Make excuses for them, who will take ANY path to power, and you are one step from joining them. Because you adore hatred and death more than you love life and building, you give them added strength and weaken those that need you to be civilized and turn yourself against them. It is time to deal with the killers of peoples and Nations before they deal with us. It would have been easy to deal with such decades ago, cheaper... but no one wanted to do so across the political spectrum.

To hell with that politics on all sides if it will not call killers and outlaws waging predatory warfare for what they are.

To hell with all who support poliltics FIRST.

Because that is where we are heading because of it: to HELL.

I will never forgive them.

I will never forget them.

ajacksonian   ·  September 12, 2007 04:59 PM

Behold MLO, the very model of the modern Copperhead.

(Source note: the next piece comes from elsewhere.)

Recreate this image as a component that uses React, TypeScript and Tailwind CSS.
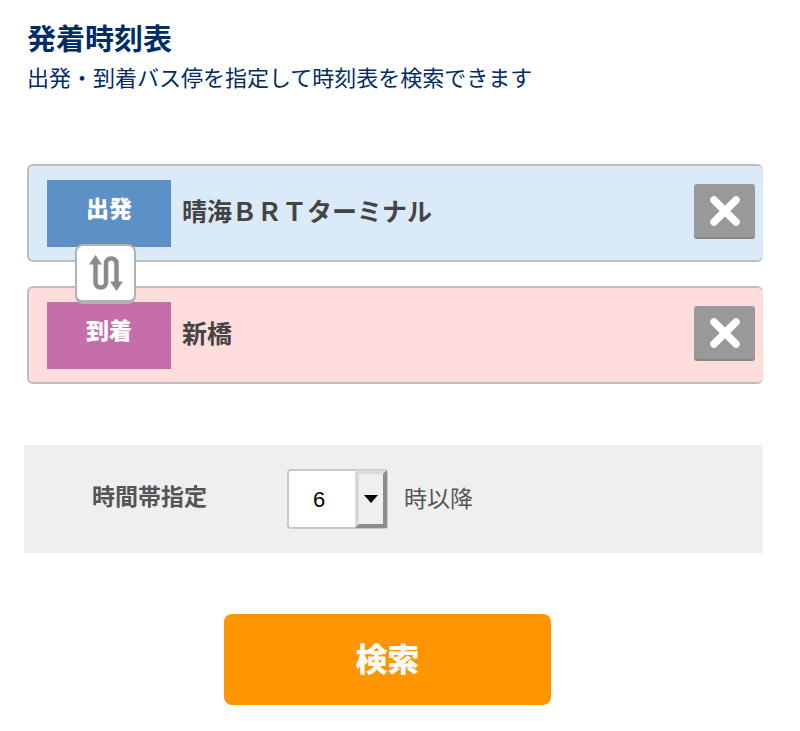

We all know who the Copperheads were: Democrats in the Civil War, lacking the guts to openly rebel, who remained in the North to stir up trouble, advocate for surrender, impede the war effort, and give aid and comfort to the enemy. After all, was it really worth a single American life to end slavery? Certainly not with the incompetent leadership of "Abe the Ape" (Chimpy Bush) who under the thrall of the extremist abolitionists (the Israeli lobby and the neocons) was ineptly and corruptly managing the war (HALLIBURTON!!!)!

The solution now is the same as it was then: Rope. Tree. Copperhead. Some assembly required.

SDN   ·  September 16, 2007 02:35 PM

The reading comprehension of some of the commenters boggles the mind.